日本の山… 国内の山を案内することはめったにない。「国内を専門に活動している人には地元の情報がかなわない」と話す。ただ、近年は夏の時期になると、長野県の北アルプス・唐松岳(2696メートル)に学校行事で登る中学生を知人ガイドと案内している。今年も7月下旬に出かけた。
登山の前には「ペースが大事です。余計な荷物は置いていきましょう」とアドバイスをしてからスタート。登りながらヒマラヤなどの思い出を語ると、生徒たちからは「異次元すぎる」と驚かれた。

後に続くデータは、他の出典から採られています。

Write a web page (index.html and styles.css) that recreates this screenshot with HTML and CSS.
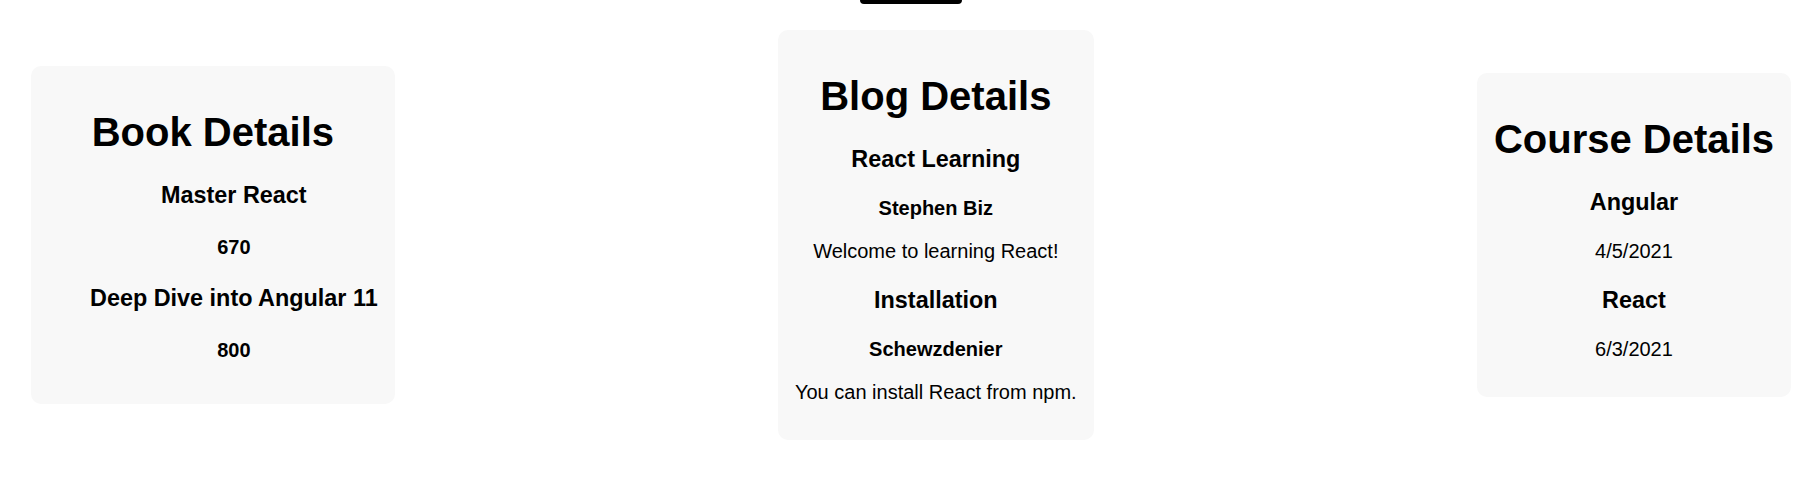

家族… 愛車のナンバーをエベレストの標高である「8848」にしてしまうほどの倉岡だが、家族は山とは無縁だ。2人の娘も結婚し、今は千葉県我孫子市で妻・慶子(57)と2人暮らしだが、昨年は10カ月も海外にいた。
慶子は倉岡の仕事の中身について「知らないから、気にならない」。ただ、三浦の遠征のときはメディアの露出が増えたことで「こんなに危ないところで、とかえって心配になった」と話す。

■Profile
1961 東京都で生まれる。その後、千葉県我孫子市に移り、小中学生時代を過ごす
1976 中学3年のときに独学で登山を始める
1983 ネパールで初めてのヒマラヤ登山
1984 ベネズエラのエンゼルフォールの登攀に成功
1985 映画「植村直己物語」のスタッフとして北米アラスカに入る。世界7大陸最高峰の一つである北米最高峰デナリに登頂。エベレストを初めて訪れる
1996 ヒマラヤの高峰での仕事を始める
2003 8000メートル峰のガイドが本格化する
2004 ガイドとして臨んで、エベレスト初登頂2006 世界7大陸最高峰の登頂をガイド側で達成
2013 プロスキーヤー、三浦雄一郎のエベレスト遠征に登攀リーダーとして参加。当時80歳の登頂を成功に導く
2018 エベレスト9回目の登頂を果たす
2019 三浦のアコンカグア遠征に参加。5月、10回目のエベレスト登頂をめざすも、途中で下山

Self-rating sheet 自己評価シート
倉岡裕之さんは自らをどう見ているのか。編集部の用意した項目を5段階で評価してもらうと、「判断力」「危険察知能力」「高度順応力」を加え、いずれも5をつけた。
標高8000メートルの極限状態を知るだけに「危険察知能力が一番大事」。決断力・判断力も「鍵になる」と語り、危ないと思ったときは「すぐに逃げ帰る」。集中力もポイントで、「1年間のうちで集中していない時間の方が多いから、その分だけ必要なときに凝縮される」。
高度順応力の5は「生まれつきではないけれど、いつも高いところに行っている」という理由だ。独創性・ひらめきや分析力・洞察力が低めなのは、「あった方がいいと思うけど、僕の仕事は経験値がすべて」。